-- Exercise task --
Report every line below that holds the word "with".

-- Information supplied --
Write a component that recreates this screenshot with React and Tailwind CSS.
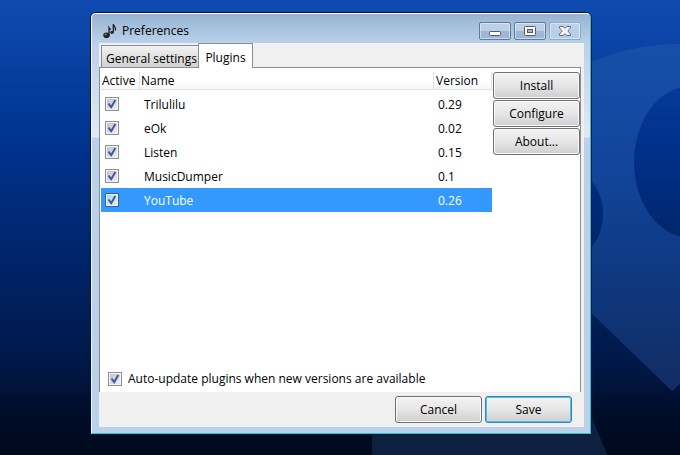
import { useState } from "react";

const initialPlugins = [
  { name: "Trilulilu", version: "0.29" },
  { name: "eOk", version: "0.02" },
  { name: "Listen", version: "0.15" },
  { name: "MusicDumper", version: "0.1" },
  { name: "YouTube", version: "0.26" },
];

function Backdrop() {
  return (
    <svg
      className="absolute inset-0 h-full w-full"
      viewBox="0 0 680 455"
      preserveAspectRatio="xMaxYMin slice"
      aria-hidden="true"
    >
      <defs>
        <linearGradient id="shape" x1="0" y1="44" x2="0" y2="455" gradientUnits="userSpaceOnUse">
          <stop offset="0" stopColor="#174fa8" />
          <stop offset="0.3" stopColor="#11459b" />
          <stop offset="0.6" stopColor="#0f367c" />
          <stop offset="0.85" stopColor="#122c62" />
          <stop offset="1" stopColor="#0e2040" />
        </linearGradient>
        <linearGradient id="eye" x1="0" y1="88" x2="0" y2="250" gradientUnits="userSpaceOnUse">
          <stop offset="0" stopColor="#043a9a" />
          <stop offset="0.4" stopColor="#003088" />
          <stop offset="1" stopColor="#002468" />
        </linearGradient>
      </defs>
      <path d="M560 78C600 54 640 44 680 44V384L672 391L560 283Z" fill="url(#shape)" />
      <ellipse cx="691" cy="162" rx="57" ry="76" fill="url(#eye)" />
      <ellipse cx="574" cy="214" rx="29" ry="41" fill="url(#eye)" />
      <path d="M372 455V425H595L607 455Z" fill="#0e2040" />
      <path d="M592 418L607 455H592Z" fill="#0e2040" />
    </svg>
  );
}

function NoteIcon() {
  return (
    <svg className="h-4 w-4" viewBox="0 0 16 16" aria-hidden="true">
      <ellipse cx="4.500" cy="12.300" rx="3.200" ry="2.800" fill="#222" />
      <circle cx="3.700" cy="11.500" r="1" fill="#888" />
      <path d="M7 12V4.500L8.600 7" fill="none" stroke="#222" strokeWidth="1.300" />
      <ellipse cx="10" cy="9.300" rx="1.900" ry="1.600" fill="#333" />
      <path
        d="M11.300 9.500V1C11.500 3 14 3.500 13.500 7.500"
        fill="none"
        stroke="#222"
        strokeWidth="1.300"
      />
    </svg>
  );
}

function CaptionButton({ label, dim, children }) {
  return (
    <button
      type="button"
      aria-label={label}
      className={
        "flex h-[18px] w-8 items-center justify-center rounded-[2px] border shadow-[inset_0_0_0_1px_rgba(255,255,255,0.45)] " +
        (dim
          ? "border-[#8fabc9] bg-linear-to-b from-[#bfd3ea] to-[#b3cce8]"
          : "border-[#64799a] bg-linear-to-b from-[#bccfe4] from-50% to-[#9db8d6] to-50%")
      }
    >
      {children}
    </button>
  );
}

function CheckBox({ id, label, checked, onChange, selected }) {
  return (
    <span className="grid h-[14px] w-[14px] shrink-0">
      <input
        id={id}
        type="checkbox"
        aria-label={label}
        checked={checked}
        onChange={onChange}
        className={
          "peer col-start-1 row-start-1 h-[14px] w-[14px] appearance-none border shadow-[inset_0_0_0_1px_#f4f4f4] " +
          (selected
            ? "border-[#34628f] bg-linear-to-br from-[#a5d4ee] to-[#e3f4fc]"
            : "border-[#8e8f8f] bg-linear-to-br from-[#b9bfca] to-[#f3f3f5]")
        }
      />
      <svg
        className="pointer-events-none invisible col-start-1 row-start-1 h-[14px] w-[14px] peer-checked:visible"
        viewBox="0 0 14 14"
        aria-hidden="true"
      >
        <path d="M3.500 6.500L6.200 10.200L10.300 3" fill="none" stroke="#40589f" strokeWidth="2" />
      </svg>
    </span>
  );
}

function PushButton({ primary, children }) {
  return (
    <button
      type="button"
      className={
        "h-[27px] w-[87px] rounded-[3px] border bg-linear-to-b from-[#f3f3f3] via-[#e6e6e6] to-[#cfcfcf] pt-px text-center " +
        (primary
          ? "border-[#3c7fb1] shadow-[inset_0_0_0_1px_#46c6ee]"
          : "border-[#707070] shadow-[inset_0_0_0_1px_#fafafa]")
      }
    >
      {children}
    </button>
  );
}

export default function App() {
  const [active, setActive] = useState(initialPlugins.map(() => true));
  const [selected, setSelected] = useState(4);
  const [autoUpdate, setAutoUpdate] = useState(true);

  const toggle = (index) => setActive(active.map((on, i) => (i === index ? !on : on)));

  return (
    <main className="relative flex min-h-screen flex-col overflow-hidden bg-[linear-gradient(to_bottom,#104bb0,#003592_29%,#002b7c_44%,#001f5c_66%,#001848_80%,#000c26_92%,#000a1c)] pt-3 pr-[88px] pb-5 pl-[90px] font-['Open_Sans','Noto_Sans',sans-serif] text-[12px] leading-4 text-black">
      <Backdrop />
      <section
        aria-label="Preferences"
        className="relative flex flex-1 flex-col rounded-t-[6px] border border-[#0b1426] bg-[#b9d1ea]"
      >
        <div className="flex flex-1 flex-col rounded-t-[5px] border border-t-white border-r-[#2fc0d8] border-b-[#2fc0d8] border-l-[#eef5fb] bg-[linear-gradient(to_bottom,#98b4d2,#b9d1ea_29px,#dfeaf6_123px,#b9d1ea_124px)] pr-[6px] pb-[6px] pl-[7px]">
          <header className="flex h-[29px] items-center gap-1 pt-1 pl-[3px]">
            <NoteIcon />
            <h1 className="flex-1">Preferences</h1>
            <div className="flex gap-[3px] pr-[3px]">
              <CaptionButton label="Minimize">
                <svg className="h-3 w-3" viewBox="0 0 12 12" aria-hidden="true">
                  <rect x="0.500" y="6.500" width="11" height="4" rx="1" fill="#fff" stroke="#535a68" />
                </svg>
              </CaptionButton>
              <CaptionButton label="Maximize">
                <svg className="h-3 w-3" viewBox="0 0 12 12" aria-hidden="true">
                  <rect x="0.500" y="1.500" width="11" height="9" rx="1" fill="#fff" stroke="#535a68" />
                  <rect x="3.500" y="4.500" width="5" height="3" fill="#9db8d6" stroke="#535a68" />
                </svg>
              </CaptionButton>
              <CaptionButton label="Close" dim>
                <svg className="h-3 w-3" viewBox="0 0 12 12" aria-hidden="true">
                  <path
                    d="M0.500 1.500H4L6 3.300L8 1.500H11.500V3L8.800 6L11.500 9V10.500H8L6 8.700L4 10.500H0.500V9L3.200 6L0.500 3Z"
                    fill="#f4f6f9"
                    stroke="#686f7c"
                  />
                </svg>
              </CaptionButton>
            </div>
          </header>

          <div className="flex flex-1 flex-col bg-[#f0f0f0]">
            <div role="tablist" className="flex h-[25px] items-end">
              <span className="h-px w-[2px] bg-[#898c95]" />
              <button
                type="button"
                role="tab"
                aria-selected="false"
                className="h-[23px] w-[97px] border border-r-0 border-[#898c95] bg-linear-to-b from-[#f2f2f2] to-[#d2d2d2] pt-1 pl-[3px] text-center whitespace-nowrap"
              >
                General settings
              </button>
              <button
                type="button"
                role="tab"
                aria-selected="true"
                className="h-[25px] w-[55px] border border-b-0 border-[#898c95] bg-white pt-1 text-center"
              >
                Plugins
              </button>
              <span className="h-px flex-1 bg-[#898c95]" />
              <span className="w-[3px]" />
            </div>

            <div
              role="tabpanel"
              aria-label="Plugins"
              className="mr-[3px] flex flex-1 flex-col border-x border-[#898c95] bg-white pt-1 pb-[5px]"
            >
              <div className="flex flex-1 items-start gap-px pl-px">
                <table className="flex-1 table-fixed border-separate border-spacing-0 text-left">
                  <colgroup>
                    <col className="w-[39px]" />
                    <col />
                    <col className="w-[58px]" />
                  </colgroup>
                  <thead>
                    <tr className="h-[18px] bg-linear-to-b from-white from-50% to-[#f4f5f7]">
                      <th className="border-r border-b border-[#dfe0e3] p-0 pt-px pl-px font-normal">Active</th>
                      <th className="border-r border-b border-[#dfe0e3] p-0 pt-px pl-px font-normal">Name</th>
                      <th className="border-r border-b border-[#dfe0e3] p-0 pt-px pl-[2px] font-normal">Version</th>
                    </tr>
                  </thead>
                  <tbody className="before:block before:h-[2px]">
                    {initialPlugins.map((plugin, index) => (
                      <tr
                        key={plugin.name}
                        onClick={() => setSelected(index)}
                        className={"h-6 " + (index === selected ? "bg-[#3399ff] text-white" : "")}
                      >
                        <td className="p-0 pl-1">
                          <CheckBox
                            label={"Active: " + plugin.name}
                            checked={active[index]}
                            onChange={() => toggle(index)}
                            selected={index === selected}
                          />
                        </td>
                        <td className="p-0 pt-px pl-1">{plugin.name}</td>
                        <td className="p-0 pt-px pl-1">{plugin.version}</td>
                      </tr>
                    ))}
                  </tbody>
                </table>
                <div className="flex w-[87px] flex-col gap-px">
                  <PushButton>Install</PushButton>
                  <PushButton>Configure</PushButton>
                  <PushButton>About...</PushButton>
                </div>
              </div>
              <div className="flex items-center gap-[6px] pl-2">
                <CheckBox
                  id="auto-update"
                  checked={autoUpdate}
                  onChange={() => setAutoUpdate(!autoUpdate)}
                />
                <label htmlFor="auto-update">Auto-update plugins when new versions are available</label>
              </div>
            </div>

            <footer className="flex justify-end gap-[3px] pt-1 pr-3 pb-1">
              <PushButton>Cancel</PushButton>
              <PushButton primary>Save</PushButton>
            </footer>
          </div>
        </div>
      </section>
    </main>
  );
}
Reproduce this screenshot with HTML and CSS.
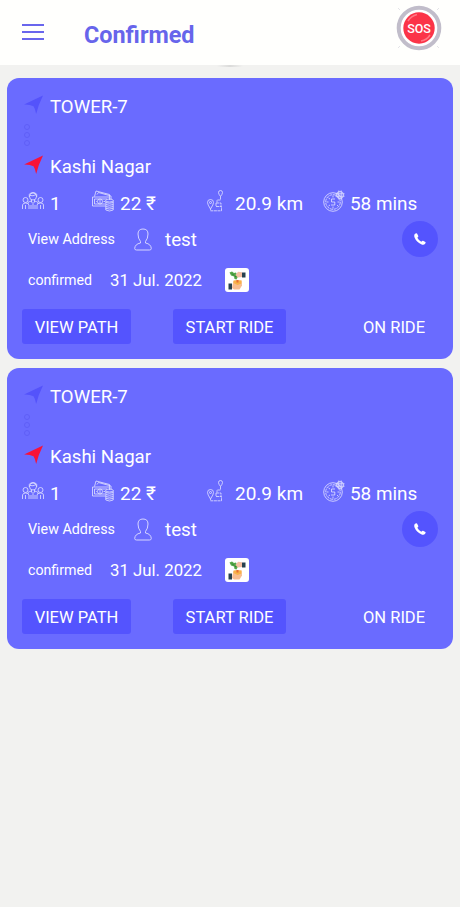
FILE: index.html
```
<!DOCTYPE html>
<html lang="en">
<head>
  <meta charset="UTF-8">
  <meta name="viewport" content="width=device-width, initial-scale=1">
  <title>Confirmed</title>
  <link rel="stylesheet" href="styles.css">
</head>
<body>

<!-- shared icons -->
<svg class="sprite">
  <symbol id="arrow" viewBox="0 0 20 20"><path d="M20 0Q15 10 12.800 19.500Q12 14 10 11.300Q6 9.300 0 9.500Z"/></symbol>
  <symbol id="people" viewBox="0 0 22 18">
    <circle cx="11" cy="4.500" r="3.500"/><path d="M7.300 5V2.500Q8 .5 11 .5T14.700 2.500V5M8 3.500Q11 4.500 14 2.500M9.500 8v2l1.500 1.500L12.500 10V8M6 12V10.500Q7 9.500 9.500 9M12.500 9Q15 9.500 16 10.500V12"/>
    <circle cx="3.500" cy="8" r="2.500"/><circle cx="18.500" cy="8" r="2.500"/>
    <path d="M.5 17V13Q1 11 3.500 11T7 13V17M15 17V13Q15.500 11 18.500 11T21.500 13V17M9 17V13M13 17V13M3.500 13v4M18.500 13v4M11 12v5"/>
  </symbol>
  <symbol id="cash" viewBox="0 0 22 22">
    <path d="M2.500 6.500L4 1L17.500 4.500V7M5 4.500L6.500 2.500L19 6V9.500M13.500 16H.5V7H17.500V10M2.500 14V9H15M2.500 14H13"/>
    <circle cx="8" cy="11.500" r="2.500"/><path d="M8 10v3M4 11.500h.8M11.500 11.500h1.500"/>
    <ellipse cx="17.500" cy="10.500" rx="3.700" ry="1.500"/><path d="M13.800 10.500V20Q17.500 22 21.200 20V10.500M13.800 12.500Q17.500 14 21.200 12.500M13.800 14.500Q17.500 16 21.200 14.500M13.800 16.500Q17.500 18 21.200 16.500M13.800 18.300Q17.500 19.800 21.200 18.300"/>
  </symbol>
  <symbol id="route" viewBox="0 0 17 22">
    <path d="M3.500 19Q.5 14.500 .5 12.500A3 3 0 0 1 6.500 12.500Q6.500 14.500 3.500 19Z"/><circle cx="3.500" cy="12.500" r="1"/>
    <path d="M13.500 6.500Q11.500 4 11.500 2.500A2 2 0 0 1 15.500 2.500Q15.500 4 13.500 6.500Z"/>
    <path d="M13.500 6.500V10H10V12.500M9 13H14V16.500M9 13v3.500M9 16.500H14.500V20.800H3.500V19" stroke-dasharray="3 .6"/>
  </symbol>
  <symbol id="clock" viewBox="0 0 22 22">
    <circle cx="10" cy="12" r="9.300"/><circle cx="10" cy="12" r="7.300" stroke-dasharray="3 .8"/>
    <path d="M10 5.500v2M10 16.500v2M3.500 12h2M14.500 12h2M12 9H8.500V12H11.800V15H8M5.500 8l1.500 1M5.500 16l1.500-1M14 15l1 1"/>
    <circle cx="17" cy="5" r="3.500"/><path d="M15.800 .5v9M18.200 .5v9M12.500 3.800h9M12.500 6.200h9"/>
  </symbol>
  <symbol id="user" viewBox="0 0 18 23">
    <path d="M6.500 13.500Q4 10.500 4 6Q4 1 9 1T14 6Q14 10.500 11.500 13.500V15Q17 16 17.300 20.500Q17.300 22 15.500 22H2.500Q.7 22 .7 20.500Q1 16 6.500 15Z"/>
  </symbol>
  <symbol id="phone" viewBox="0 0 12 12">
    <path d="M.8 1Q2.300-.2 3 .6L4.300 3Q4.500 3.800 3.300 4.700Q4.700 7.300 7.300 8.700Q8.400 7.500 9 7.700L11.400 9.100Q12 9.800 10.900 11Q9.600 12.300 7.200 11.200Q2.500 9.300.7 4.800Q-.3 2.200.8 1Z"/>
  </symbol>
  <symbol id="payment" viewBox="0 0 24 24">
    <rect width="24" height="24" rx="3" fill="#fff"/>
    <path d="M4.500 4.500l2.500-1 2 1.500 2-.5 2 4-1.500 3-2-.5-.5-2.500-3-1z" fill="#56a94a"/>
    <path d="M7 5.500l2 2M10 9l1.500-1" stroke="#2e7932"/>
    <path d="M10.500 7L13 3.700l4 .5V9l-4 .5z" fill="#f6bfa2"/>
    <path d="M17 4.500h3.500v5h-3.500z" fill="#27414f"/>
    <path d="M7.500 17l1-4 3-1 5 .5.5 5-2.500 4H9l-2-1.500z" fill="#f8bd90"/>
    <path d="M8.500 12.500h8v3l-4 1.500-4-2z" fill="#f8b348"/>
    <path d="M11.500 12h2v2.500h-2z" fill="#e76b35"/>
    <path d="M3.500 15.500h3.500v6h-3.500z" fill="#27414f"/>
  </symbol>
</svg>

<header>
  <button class="menu" aria-label="Menu"><span></span><span></span><span></span></button>
  <h1>Confirmed</h1>
  <svg class="sos" viewBox="0 0 48 48">
    <path d="M3 4l2 2M44 4l-2 2M3 44l2-2M44 44l-2-2" stroke="#e4e4e8"/>
    <circle cx="24" cy="24" r="20.300" fill="#fff" stroke="#c1bdca" stroke-width="4"/>
    <circle cx="24" cy="24" r="15.700" fill="#fb3448"/>
    <path d="M13 17Q16 12 22 10.500M26 37Q32 36 35 31" stroke="#ff7884" stroke-width="1.500" fill="none"/>
    <text x="24" y="28.500" text-anchor="middle">SOS</text>
  </svg>
</header>

<main>
  <section class="card">
    <div class="place"><svg class="from"><use href="#arrow"/></svg>TOWER-7</div>
    <div class="dots"><i></i><i></i><i></i></div>
    <div class="place"><svg class="to"><use href="#arrow"/></svg>Kashi Nagar</div>
    <div class="stats">
      <div class="stat people"><svg><use href="#people"/></svg>1</div>
      <div class="stat"><svg><use href="#cash"/></svg>22 ₹</div>
      <div class="stat route"><svg><use href="#route"/></svg>20.9 km</div>
      <div class="stat time"><svg><use href="#clock"/></svg>58 mins</div>
    </div>
    <div class="contact">
      <a class="address">View Address</a>
      <svg class="user"><use href="#user"/></svg>
      <span class="name">test</span>
      <button class="call" aria-label="Call"><svg><use href="#phone"/></svg></button>
    </div>
    <div class="status">
      <span class="state">confirmed</span>
      <span class="date">31 Jul. 2022</span>
      <svg><use href="#payment"/></svg>
    </div>
    <div class="actions">
      <button class="btn path">VIEW PATH</button>
      <button class="btn start">START RIDE</button>
      <span class="on-ride">ON RIDE</span>
    </div>
  </section>

  <section class="card">
    <div class="place"><svg class="from"><use href="#arrow"/></svg>TOWER-7</div>
    <div class="dots"><i></i><i></i><i></i></div>
    <div class="place"><svg class="to"><use href="#arrow"/></svg>Kashi Nagar</div>
    <div class="stats">
      <div class="stat people"><svg><use href="#people"/></svg>1</div>
      <div class="stat"><svg><use href="#cash"/></svg>22 ₹</div>
      <div class="stat route"><svg><use href="#route"/></svg>20.9 km</div>
      <div class="stat time"><svg><use href="#clock"/></svg>58 mins</div>
    </div>
    <div class="contact">
      <a class="address">View Address</a>
      <svg class="user"><use href="#user"/></svg>
      <span class="name">test</span>
      <button class="call" aria-label="Call"><svg><use href="#phone"/></svg></button>
    </div>
    <div class="status">
      <span class="state">confirmed</span>
      <span class="date">31 Jul. 2022</span>
      <svg><use href="#payment"/></svg>
    </div>
    <div class="actions">
      <button class="btn path">VIEW PATH</button>
      <button class="btn start">START RIDE</button>
      <span class="on-ride">ON RIDE</span>
    </div>
  </section>
</main>

</body>
</html>
```
FILE: styles.css
```
* { box-sizing: border-box; }
body { margin: 0; min-height: 100vh; background: #f2f2f0; color: #fff; font-family: Roboto, "Liberation Sans", sans-serif; }
button { border: none; padding: 0; color: inherit; font-family: inherit; cursor: pointer; }
svg { display: block; flex: none; }
.sprite { display: none; }

header { display: flex; height: 65px; background: #fffffd; padding-left: 22px; position: relative; }
header::after { content: ""; position: absolute; left: 217px; top: 65px; width: 26px; height: 2px; background: linear-gradient(90deg, #f2f2f0, #dadad9, #f2f2f0); }
.menu { display: flex; flex-direction: column; justify-content: space-between; width: 22px; height: 16px; margin-top: 24px; background: none; }
.menu span { width: 22px; height: 2px; background: #6966ed; flex: none; }
h1 { margin: 20px 0 0 40px; width: 312px; font-size: 23.400px; line-height: 30px; font-weight: 700; color: #6765eb; }
.sos { width: 48px; height: 48px; margin-top: 4px; margin-left: -1px; }
.sos text { font: 500 12.500px Roboto, sans-serif; fill: #fff; }

main { padding: 13px 7px; display: flex; flex-direction: column; gap: 9px; }
.card { height: 281px; padding: 17px 15px 0; background: #6a6bff; border-radius: 12px; }

.place { display: flex; align-items: center; height: 24px; font-size: 18.600px; }
.place svg { width: 19px; height: 20px; margin: -4px 7px 0 2px; }
.from { fill: #5453fb; }
.to { fill: #f8123a; }
.dots { height: 36px; padding: 5px 0 0 2px; display: flex; flex-direction: column; gap: 2px; }
.dots i { width: 6px; height: 6px; border: 1px solid #5f5ff7; border-radius: 50%; }

.stats { display: grid; grid-template-columns: 70px 115px 116px 1fr; height: 24px; margin-top: 12px; }
.stat { display: flex; align-items: center; gap: 6px; font-size: 19px; white-space: nowrap; }
.stat svg { width: 22px; height: 22px; margin-top: -5px; fill: none; stroke: #e3e3ff; stroke-width: .8; }
.people svg { height: 18px; }
.route svg { width: 17px; margin-right: 5px; }
.time { gap: 5px; font-size: 18.900px; }

.contact { display: flex; align-items: center; height: 36px; margin-top: 6px; padding-left: 6px; }
.address { width: 106px; font-size: 14.300px; }
.user { width: 18px; height: 23px; fill: none; stroke: #d5d5ff; stroke-width: 1; }
.name { margin: 1px 0 0 13px; font-size: 18.800px; }
.call { display: flex; align-items: center; justify-content: center; width: 36px; height: 36px; margin-left: auto; background: #5454fe; border-radius: 50%; }
.call svg { width: 12px; height: 12px; fill: #fff; }

.status { display: flex; align-items: center; height: 26px; margin-top: 10px; padding-left: 6px; }
.status svg { width: 24px; height: 24px; }
.state { width: 82px; font-size: 14.200px; }
.date { width: 115px; font-size: 16.800px; }

.actions { display: flex; align-items: center; height: 35px; margin-top: 16px; }
.btn { height: 35px; padding-top: 2px; background: #5454fe; border-radius: 3px; font-size: 16.500px; }
.path { width: 109px; }
.start { width: 113px; margin-left: 42px; }
.on-ride { margin-left: 77px; padding-top: 2px; font-size: 16.500px; }
```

-- Task result --
Write a component that recreates this screenshot with React and Tailwind CSS.
Reproduce this screenshot with HTML and CSS.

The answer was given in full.